SM: I would say that the reason there’s no public outcry is that both sides agree with “work.” As an organizer, it’s hard to organize anyone–whether it’s social service agencies or unions or anyone else–when everyone agrees that “getting people off welfare into work” is good. How do you fight something you agree with?

As the government program changes, agencies adapt their services. Their thinking is: Let’s see if we can be involved in Jobs Plus, and keep ourselves alive as a non-profit. That’s what really makes me mad–seeing them go with the flow of government because, if they don’t, how are they going to win contracts from the government?

And as far as the public goes, all it hears from the right wing is that “we’re putting people to work.” You don’t hear what it’s really like to survive–it’s a slow process of deterioration. The other thing is that the right-wing solutions can sound easy to people who are frustrated and tired of the problems of their children and the problems in their communities.

ATC: What organizing strategy do you find you can use to counteract this trend?

SM: Basically, I don’t focus on all this as a welfare issue but as a working class issue. Welfare isn’t about people not working, because they’ve been working all along! It’s a wage issue, it’s an economics issue. The decline in income will only continue. Welfare is the bottom floor; if you get rid of that, where are you going to go?

The project I’ve been working on is about redefining work and looking at the work ethic. Where do we get our work values, and have we given up our families and communities so we can work fifty hours in some trailer factory and then come home and yell at our kids because we can’t make it?

I’m working with the Oregon Human Rights Coalition, which has been around since 1981. As an organization we’re not going to oppose work-mandate programs now, as we did before. We’re going to create our own work program and use it to fight back.

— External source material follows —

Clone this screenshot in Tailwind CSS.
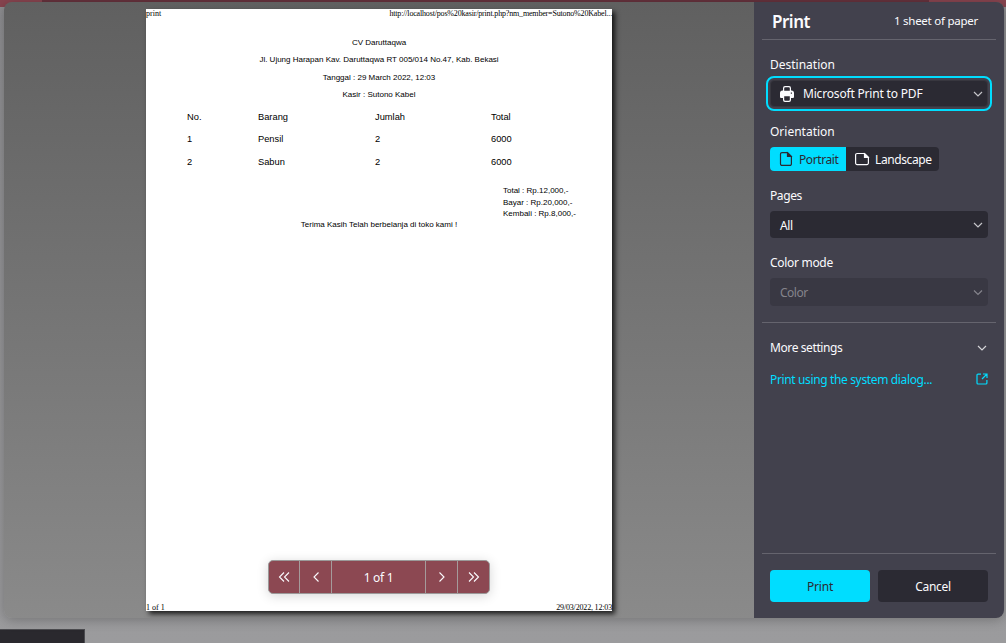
<!DOCTYPE html>
<html lang="en">
<head>
<meta charset="utf-8">
<title>Print</title>
<script src="https://cdn.jsdelivr.net/npm/@tailwindcss/browser@4"></script>
</head>
<body class="relative w-[1006px] h-[643px] overflow-hidden bg-linear-to-b from-[#8d8d90] to-[#9b9b9d] font-['Noto_Sans','Open_Sans',sans-serif] text-[12px] text-[#fbfbfe]">
<div class="absolute inset-x-0 top-0 h-[7px] flex justify-between bg-[#65323c]">
  <div class="w-[42px] h-[7px] bg-[#87444f]"></div>
  <div class="w-[77px] h-[7px] bg-[#87444f]"></div>
</div>
<div class="absolute left-0 bottom-0 w-[85px] h-[14px] bg-[#2a292e] border-t border-r border-[#4b4b4f]"></div>

<main class="absolute left-[4px] top-[2px] w-[1000px] h-[616px] rounded-[8px] overflow-hidden flex shadow-[0_2px_12px_rgba(0,0,0,0.25)] bg-linear-to-b from-[#606060] to-[#8a8a8a]">
  <section class="relative w-[750px] pl-[142px] pt-[7px]">
    <article class="w-[466px] h-[602px] bg-white text-black flex flex-col shadow-[3px_3px_5px_rgba(0,0,0,0.8)] font-['Liberation_Sans',Arial,sans-serif] text-[8px]">
      <div class="flex justify-between h-[10px] leading-[10px] font-['Liberation_Serif',serif] text-[8px] whitespace-nowrap"><span>print</span><span class="tracking-[-0.17px]">http://localhost/pos%20kasir/print.php?nm_member=Sutono%20Kabel...</span></div>
      <div class="mt-[14.5px] leading-[17.4px] text-center">
        <p>CV Daruttaqwa</p>
        <p>Jl. Ujung Harapan Kav. Daruttaqwa RT 005/014 No.47, Kab. Bekasi</p>
        <p class="pt-[0.4px] -mb-[0.4px]">Tanggal : 29 March 2022, 12:03</p>
        <p>Kasir : Sutono Kabel</p>
      </div>
      <div class="mt-[3px] ml-[41px] grid grid-cols-[71px_117px_116px_auto] text-[9.3px] leading-[22.3px]">
        <span>No.</span><span>Barang</span><span>Jumlah</span><span>Total</span>
        <span>1</span><span>Pensil</span><span>2</span><span>6000</span>
        <span>2</span><span>Sabun</span><span>2</span><span>6000</span>
      </div>
      <div class="mt-[12px] ml-[357px] leading-[11.5px]">
        <p>Total : Rp.12,000,-</p><p>Bayar : Rp.20,000,-</p><p>Kembali : Rp.8,000,-</p>
      </div>
      <p class="-mt-[1px] text-center leading-[11px]">Terima Kasih Telah berbelanja di toko kami !</p>
      <div class="mt-auto flex justify-between h-[9px] leading-[12px] font-['Liberation_Serif',serif]"><span>1 of 1</span><span class="tracking-[-0.17px]">29/03/2022, 12:03</span></div>
    </article>
    <nav class="absolute left-[264px] top-[558px] w-[222px] h-[34px] flex rounded-[5px] border border-[#9b9999] bg-[#8c4852] divide-x divide-[#a59b9b] shadow-[0_2px_12px_rgba(0,0,0,0.16)]">
      <button class="w-[31px] grid place-items-center"><svg width="16" height="16" fill="none" stroke="#fbfbfe" stroke-width="1.1"><path d="M8 3.5 3.500 8l4.500 4.500M13 3.500 8.500 8l4.500 4.500"/></svg></button>
      <button class="w-[32px] grid place-items-center"><svg width="16" height="16" fill="none" stroke="#fbfbfe" stroke-width="1.1"><path d="M10.500 3.500 6 8l4.500 4.500"/></svg></button>
      <span class="w-[94px] text-center leading-[34px] tracking-[-0.3px]">1 of 1</span>
      <button class="w-[32px] grid place-items-center"><svg width="16" height="16" fill="none" stroke="#fbfbfe" stroke-width="1.1"><path d="M5.500 3.500 10 8 5.500 12.500"/></svg></button>
      <button class="w-[31px] grid place-items-center"><svg width="16" height="16" fill="none" stroke="#fbfbfe" stroke-width="1.1"><path d="M3 3.500 7.500 8 3 12.500M8 3.500 12.500 8 8 12.500"/></svg></button>
    </nav>
  </section>

  <aside class="w-[250px] bg-[#42414d] px-[8px] flex flex-col">
    <header class="h-[38px] border-b border-[#65646e] flex items-center justify-between pl-[10px] pr-[18px]">
      <h1 class="text-[17px] font-semibold pt-[3px] tracking-[-0.5px]">Print</h1><span class="text-[11.500px] tracking-[-0.25px]">1 sheet of paper</span>
    </header>
    <div class="px-[8px] pt-[17px] flex flex-col h-[283px] border-b border-[#65646e]">
      <label class="h-[16px] leading-[16px]">Destination</label>
      <div class="mt-[7px] h-[27px] flex items-center rounded-[4px] bg-[#2b2a33] outline-2 outline-offset-2 outline-[#00ddff] border border-[#38373f] pl-[8px] pr-[4px]">
        <svg width="16" height="16" viewBox="0 0 16 16" fill="#fbfbfe"><path d="M6 0h4a2 2 0 0 1 2 2v2.500h.5A2.500 2.500 0 0 1 15 7v4a1 1 0 0 1-1 1h-2v2a2 2 0 0 1-2 2H6a2 2 0 0 1-2-2v-2H2a1 1 0 0 1-1-1V7a2.500 2.500 0 0 1 2.500-2.500H4V2a2 2 0 0 1 2-2z"/><path fill="#2b2a33" d="M6.200 1.200h3.600a1 1 0 0 1 1 1V4.800H5.200V2.200a1 1 0 0 1 1-1zM5.200 10.200h5.600v3.600a1 1 0 0 1-1 1H6.200a1 1 0 0 1-1-1zM11.800 6.500h1.200v1.300h-1.200z"/></svg>
        <span class="ml-[8px] flex-1 tracking-[-0.18px]">Microsoft Print to PDF</span>
        <svg width="10" height="10" fill="none" stroke="#c5c5c9" stroke-width="1.200"><path d="M1 3l4 4 4-4"/></svg>
      </div>
      <label class="mt-[17px] h-[16px] leading-[16px]">Orientation</label>
      <div class="mt-[7px] h-[24px] flex rounded-[4px] overflow-hidden w-[169px] bg-[#2b2a33]">
        <div class="w-[76px] bg-[#00ddff] text-[#2b2a33] flex items-center pl-[8px] gap-[5px]">
          <svg width="16" height="16" fill="none" stroke="currentColor" stroke-width="1.200"><path d="M4 1.600h5.500L13.400 5.500v7.400a1.500 1.500 0 0 1-1.500 1.500H4a1.500 1.500 0 0 1-1.500-1.500V3.100A1.500 1.500 0 0 1 4 1.600"/><path fill="currentColor" d="M9.500 2v3.500h3.600z"/></svg><span class="pt-[1px] tracking-[-0.42px]">Portrait</span>
        </div>
        <div class="w-[93px] flex items-center pl-[8px] gap-[5px]">
          <svg width="16" height="16" fill="none" stroke="currentColor" stroke-width="1.200"><path d="M3.100 2.500h7.500L14.400 6.300v5.800a1.500 1.500 0 0 1-1.500 1.500H3.100a1.500 1.500 0 0 1-1.500-1.500V4a1.500 1.500 0 0 1 1.500-1.500"/><path fill="currentColor" d="M10.500 2.900v3.500h3.600z"/></svg><span class="pt-[1px] tracking-[-0.4px]">Landscape</span>
        </div>
      </div>
      <label class="mt-[17px] h-[16px] leading-[16px] tracking-[-0.4px]">Pages</label>
      <div class="mt-[7px] h-[27px] shrink-0 flex items-center justify-between rounded-[4px] bg-[#2b2a33] pl-[10px] pr-[5px]"><span class="pt-[3px] tracking-[-0.4px]">All</span><svg width="10" height="10" fill="none" stroke="#c5c5c9" stroke-width="1.200"><path d="M1 3l4 4 4-4"/></svg></div>
      <label class="mt-[17px] h-[16px] leading-[16px] tracking-[-0.3px]">Color mode</label>
      <div class="mt-[7px] h-[28px] shrink-0 flex items-center justify-between rounded-[4px] bg-[#393843] text-[#85848c] pl-[10px] pr-[5px]"><span class="pt-[2px] tracking-[-0.5px]">Color</span><svg width="10" height="10" fill="none" stroke="currentColor" stroke-width="1.200"><path d="M1 3.500l4 4 4-4"/></svg></div>
    </div>
    <div class="mt-[17px] px-[8px] h-[16px] flex items-center justify-between"><span class="tracking-[-0.4px]">More settings</span><svg class="mr-[1px]" width="10" height="10" fill="none" stroke="#d5d5d9" stroke-width="1.200"><path d="M1 3l4 4 4-4"/></svg></div>
    <a class="mt-[16px] px-[8px] h-[16px] flex items-center justify-between text-[#00ddff]"><span class="tracking-[-0.36px]">Print using the system dialog...</span><svg class="-mt-[2px]" width="12" height="12" fill="none" stroke="currentColor" stroke-width="1.200"><path d="M5 1.100H2a1 1 0 0 0-1 1V10a1 1 0 0 0 1 1h7.900a1 1 0 0 0 1-1V7M7 1h4v4M11 1 6 6"/></svg></a>
    <footer class="mt-auto h-[65px] border-t border-[#65646e] px-[8px] pt-[16px] flex gap-[8px]">
      <button class="w-[100px] h-[32px] pt-[2px] rounded-[4px] bg-[#00ddff] text-[#2b2a33] tracking-[-0.2px]">Print</button>
      <button class="w-[110px] h-[32px] pt-[2px] rounded-[4px] bg-[#2b2a33] tracking-[-0.3px]">Cancel</button>
    </footer>
  </aside>
</main>
</body>
</html>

Right now our program is at the research stage. We hope to have the model identified by November or December and be prepared to take it into the legislative session. This is to take place at the community level–I’m going into communities to generate discussions about alternative ways we can work and then look at community-based jobs.

ATC: For example?

SM: We will identify agencies in a small community–in northeast Portland–where we’ll try to enlist them to be partners with us to develop a model program. This means asking public schools, Head Start, domestic violence programs, or a community development corporation to identify special projects like fixing up apartments or planting trees.

Then we’ll recruit people into these work programs. But it won’t be forty hours a week, it would be fewer hours; then after-school programs to be staffed by the women, child-care cooperatives, community markets, and a micro-enterprise or “cottage industry” development.

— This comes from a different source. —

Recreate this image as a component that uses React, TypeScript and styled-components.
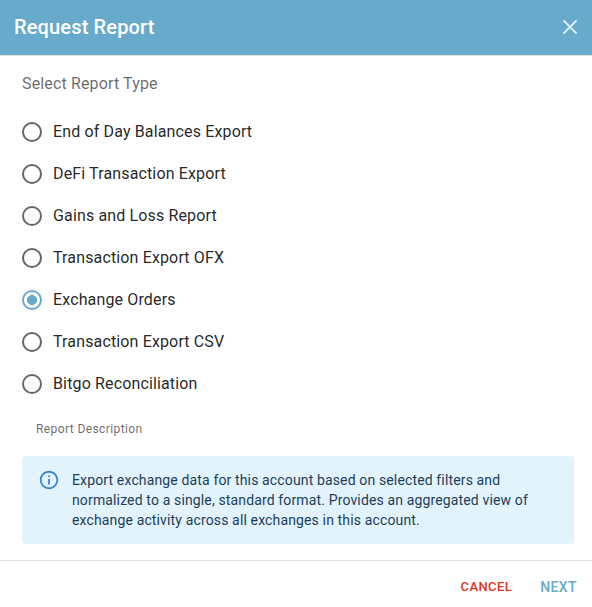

If we can’t get these agencies to partner with us, we will launch a campaign against them and against the government. We will get aggressive; they can’t just sit back and do nothing.

We intend to build a whole public education piece in there too, about how in the 1930s and the `60s there were public works. Now the jobs programs are all in the private sector, and they haven’t even funded those. And the two-year time limit is real–how can the state save all those billions of dollars except by cutting people off?

Most of the cuts have hit low-income families and their children; the agencies have been able to deliver their services and feel they are making a contribution–emergency services, shelter networks, emergency food banks, etc. have all grown. Now for the first time, really, the proposed budget cuts are going to affect them too. And in that process they won’t be able to see the broader picture.

My first involvement with the welfare system was in 1979. I have sixteen years experience in survival, and I know what it does to me. Now a lot of women like myself are at the breaking point. I’ve been climbing up the ladder, getting knocked back down and picking my children up. Now it’s become unbearable, there’s almost nothing left to hold on to.

ATC: You already mentioned some of the barriers to effective organizing, but can you discuss them a little more and suggest how they can be overcome?

SM: There are women fighting back clear across this country; they aren’t visible because they have to fight everyone a lot. As a low-income person and a leader, most of your energy is spent trying to find resources–and fighting in your own community to get support.

As far as the obstacles, I would identify three basic components. First, it’s difficult to organize low-income people. They have resources, but not money–there’s a lack of access, lack of opportunity, no leverage. That’s the first part.

Then secondly, you have the social service community, which serves low-income people. Their energy is focussed on advocacy to save their programs, or the resources for them. Each social service agency provides a single service or addresses one particular issue–food, housing, Head Start–for low-income people.

So their primary self-interest is to organize us around their need to provide services to us. That creates a weird dynamic. As the forces attacking poor people move, the social service people are defending programs that have undergone serious budget cuts since Reagan. It’s difficult to get them involved; they’re used to us supporting them, not them supporting us.

The biggest barrier here is class, and then the anger of low-income people. And when I get angry, it takes my energy and gets in the way of thinking and developing strategy.

People from the social service community don’t understand that low-income folks can pick up on class bias; but once you experience it your first instinct is to get as far away from it as you can, because it hurts.

It makes you feel constantly reminded of your low skill level and your language, the fact that they know more than you do, that they’re the expert and you’re the client. Then they don’t understand why low-income people won’t organize with them.

Some of the same things happen when you turn to the progressive community, the organizations that do political work on a wide variety of issues like the environment, gay and lesbian rights, people of color. They have their issues and priorities and the resources to work on those.

Here in Oregon the progressive community has decided that campaigning to raise the minimum wage would be a way of drawing working-class and low-income people into the movement. But they didn’t actually discuss this with working-class and low-income people, they just decided–how do they know what will move these people?

But our organization is fortunate in having a lot of people who want to help, who can support leadership and allow it to develop. My politics have been allowed to grow. I don’t have to go to some progressive organization and buy their particular politics, and I don’t think I could have been a leader in my community that way.